Directive:
Copy out the lines that include the word "this".

Records shown:
<<<<

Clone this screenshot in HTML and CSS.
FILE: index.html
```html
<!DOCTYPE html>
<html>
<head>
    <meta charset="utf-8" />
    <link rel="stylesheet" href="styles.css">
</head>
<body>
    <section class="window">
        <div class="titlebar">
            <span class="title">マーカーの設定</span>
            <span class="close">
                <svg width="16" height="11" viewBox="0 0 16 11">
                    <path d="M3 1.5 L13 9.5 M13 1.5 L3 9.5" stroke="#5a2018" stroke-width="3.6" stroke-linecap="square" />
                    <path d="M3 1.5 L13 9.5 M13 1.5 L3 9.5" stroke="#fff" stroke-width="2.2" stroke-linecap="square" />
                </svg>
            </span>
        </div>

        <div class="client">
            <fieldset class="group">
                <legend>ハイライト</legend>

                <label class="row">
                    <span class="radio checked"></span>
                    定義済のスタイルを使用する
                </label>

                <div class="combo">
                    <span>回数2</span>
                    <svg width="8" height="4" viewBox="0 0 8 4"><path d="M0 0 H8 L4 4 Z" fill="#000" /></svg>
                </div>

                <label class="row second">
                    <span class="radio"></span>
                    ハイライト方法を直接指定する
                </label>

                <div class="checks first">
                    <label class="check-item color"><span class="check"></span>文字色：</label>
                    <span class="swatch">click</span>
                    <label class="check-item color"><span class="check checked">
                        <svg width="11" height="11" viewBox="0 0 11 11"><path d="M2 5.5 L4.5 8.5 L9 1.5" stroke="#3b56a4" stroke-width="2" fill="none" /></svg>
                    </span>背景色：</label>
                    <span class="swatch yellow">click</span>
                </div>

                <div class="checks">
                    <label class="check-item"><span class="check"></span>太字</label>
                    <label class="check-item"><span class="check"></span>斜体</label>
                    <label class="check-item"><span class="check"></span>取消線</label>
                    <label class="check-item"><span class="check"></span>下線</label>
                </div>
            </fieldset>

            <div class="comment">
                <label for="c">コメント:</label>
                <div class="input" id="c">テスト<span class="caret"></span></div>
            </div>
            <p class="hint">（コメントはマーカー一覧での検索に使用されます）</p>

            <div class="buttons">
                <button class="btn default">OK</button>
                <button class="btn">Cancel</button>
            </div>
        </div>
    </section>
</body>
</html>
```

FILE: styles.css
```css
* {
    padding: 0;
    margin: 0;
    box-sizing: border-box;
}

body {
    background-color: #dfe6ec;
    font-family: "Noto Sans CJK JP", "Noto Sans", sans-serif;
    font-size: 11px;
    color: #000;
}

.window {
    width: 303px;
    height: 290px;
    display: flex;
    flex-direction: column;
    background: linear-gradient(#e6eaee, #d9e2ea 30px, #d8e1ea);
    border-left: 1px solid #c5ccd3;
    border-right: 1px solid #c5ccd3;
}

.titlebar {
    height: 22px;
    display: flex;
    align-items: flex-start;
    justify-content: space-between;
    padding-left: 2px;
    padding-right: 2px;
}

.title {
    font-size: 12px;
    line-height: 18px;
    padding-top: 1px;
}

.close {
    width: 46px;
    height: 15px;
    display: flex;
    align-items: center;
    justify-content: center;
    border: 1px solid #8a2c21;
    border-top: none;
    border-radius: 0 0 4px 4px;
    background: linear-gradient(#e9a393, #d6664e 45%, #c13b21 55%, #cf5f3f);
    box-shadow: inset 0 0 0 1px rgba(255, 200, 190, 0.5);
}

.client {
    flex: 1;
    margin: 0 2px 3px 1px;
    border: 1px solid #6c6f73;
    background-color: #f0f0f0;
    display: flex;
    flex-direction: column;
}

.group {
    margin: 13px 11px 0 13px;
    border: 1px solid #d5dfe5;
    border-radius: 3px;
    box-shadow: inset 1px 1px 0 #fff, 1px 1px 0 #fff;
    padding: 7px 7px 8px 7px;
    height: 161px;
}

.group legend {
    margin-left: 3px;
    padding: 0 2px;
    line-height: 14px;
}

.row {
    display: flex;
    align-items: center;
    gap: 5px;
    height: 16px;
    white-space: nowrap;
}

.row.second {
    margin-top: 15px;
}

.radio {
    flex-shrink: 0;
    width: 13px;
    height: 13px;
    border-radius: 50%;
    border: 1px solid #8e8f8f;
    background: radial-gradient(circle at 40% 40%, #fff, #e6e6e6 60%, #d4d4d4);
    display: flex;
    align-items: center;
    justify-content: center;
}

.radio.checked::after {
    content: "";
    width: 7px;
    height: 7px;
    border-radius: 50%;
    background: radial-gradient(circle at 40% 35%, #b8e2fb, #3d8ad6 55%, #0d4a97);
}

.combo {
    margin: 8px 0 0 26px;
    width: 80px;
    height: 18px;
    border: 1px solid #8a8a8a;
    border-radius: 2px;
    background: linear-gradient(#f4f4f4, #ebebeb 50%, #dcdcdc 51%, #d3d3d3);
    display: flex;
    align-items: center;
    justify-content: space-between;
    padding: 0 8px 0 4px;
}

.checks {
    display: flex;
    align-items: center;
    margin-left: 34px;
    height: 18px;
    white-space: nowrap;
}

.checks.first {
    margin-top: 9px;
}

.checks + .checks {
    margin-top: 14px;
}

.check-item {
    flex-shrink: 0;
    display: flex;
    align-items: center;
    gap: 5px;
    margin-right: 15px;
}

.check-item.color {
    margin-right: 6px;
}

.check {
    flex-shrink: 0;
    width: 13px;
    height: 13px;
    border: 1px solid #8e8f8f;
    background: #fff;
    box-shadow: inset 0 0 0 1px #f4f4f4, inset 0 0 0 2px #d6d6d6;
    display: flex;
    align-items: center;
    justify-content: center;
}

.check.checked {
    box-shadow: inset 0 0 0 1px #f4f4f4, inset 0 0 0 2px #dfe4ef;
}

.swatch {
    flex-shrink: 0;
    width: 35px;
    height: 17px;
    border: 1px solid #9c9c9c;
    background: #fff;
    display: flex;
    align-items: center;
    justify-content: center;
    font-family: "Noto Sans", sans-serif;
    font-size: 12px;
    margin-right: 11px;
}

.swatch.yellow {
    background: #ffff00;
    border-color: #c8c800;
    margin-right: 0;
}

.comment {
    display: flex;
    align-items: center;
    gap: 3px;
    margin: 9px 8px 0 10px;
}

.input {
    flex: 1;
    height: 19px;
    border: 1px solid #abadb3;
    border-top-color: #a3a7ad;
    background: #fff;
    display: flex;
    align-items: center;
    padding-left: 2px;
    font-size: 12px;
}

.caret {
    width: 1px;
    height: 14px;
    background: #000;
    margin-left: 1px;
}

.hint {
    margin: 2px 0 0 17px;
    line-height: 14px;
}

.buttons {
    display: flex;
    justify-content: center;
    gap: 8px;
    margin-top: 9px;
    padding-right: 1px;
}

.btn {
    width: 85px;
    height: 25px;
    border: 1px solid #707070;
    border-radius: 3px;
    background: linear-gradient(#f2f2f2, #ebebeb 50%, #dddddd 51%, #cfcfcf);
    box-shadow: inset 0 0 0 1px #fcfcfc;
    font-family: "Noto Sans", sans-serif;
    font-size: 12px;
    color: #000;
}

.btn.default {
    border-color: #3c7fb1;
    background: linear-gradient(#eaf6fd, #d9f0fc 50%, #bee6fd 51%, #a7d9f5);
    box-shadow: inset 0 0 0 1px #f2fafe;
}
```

>>>>
<<<<

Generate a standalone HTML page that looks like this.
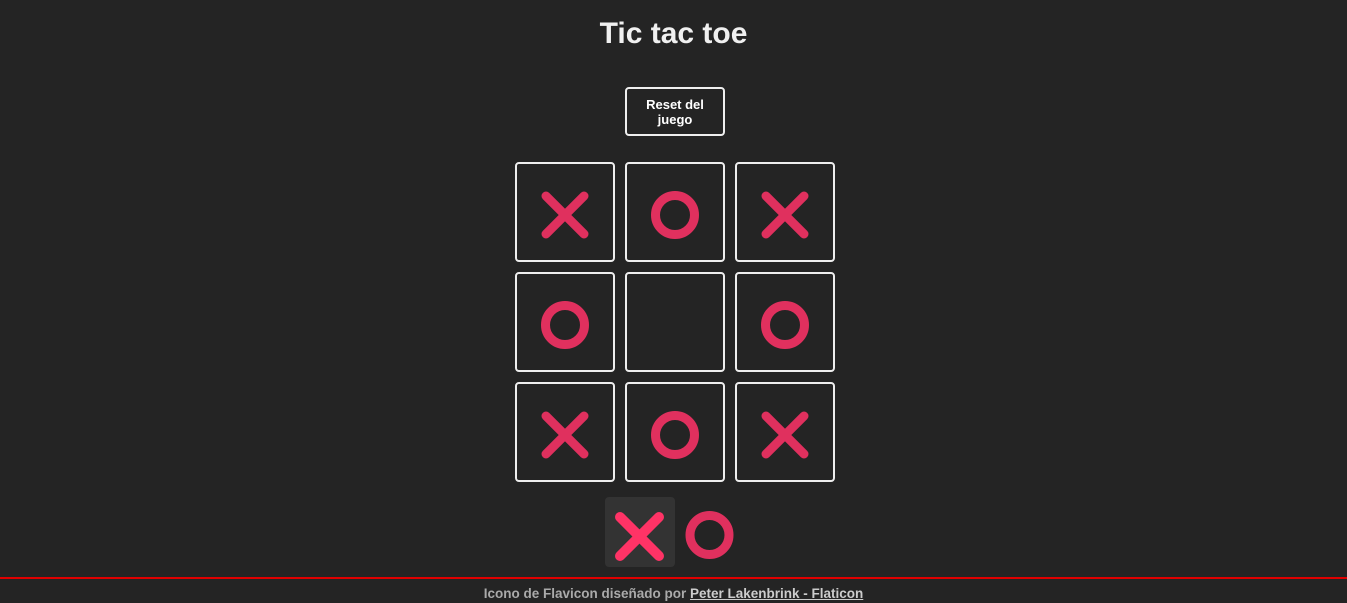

>>>>

Expected output:
Clone this screenshot in HTML and CSS.
Generate a standalone HTML page that looks like this.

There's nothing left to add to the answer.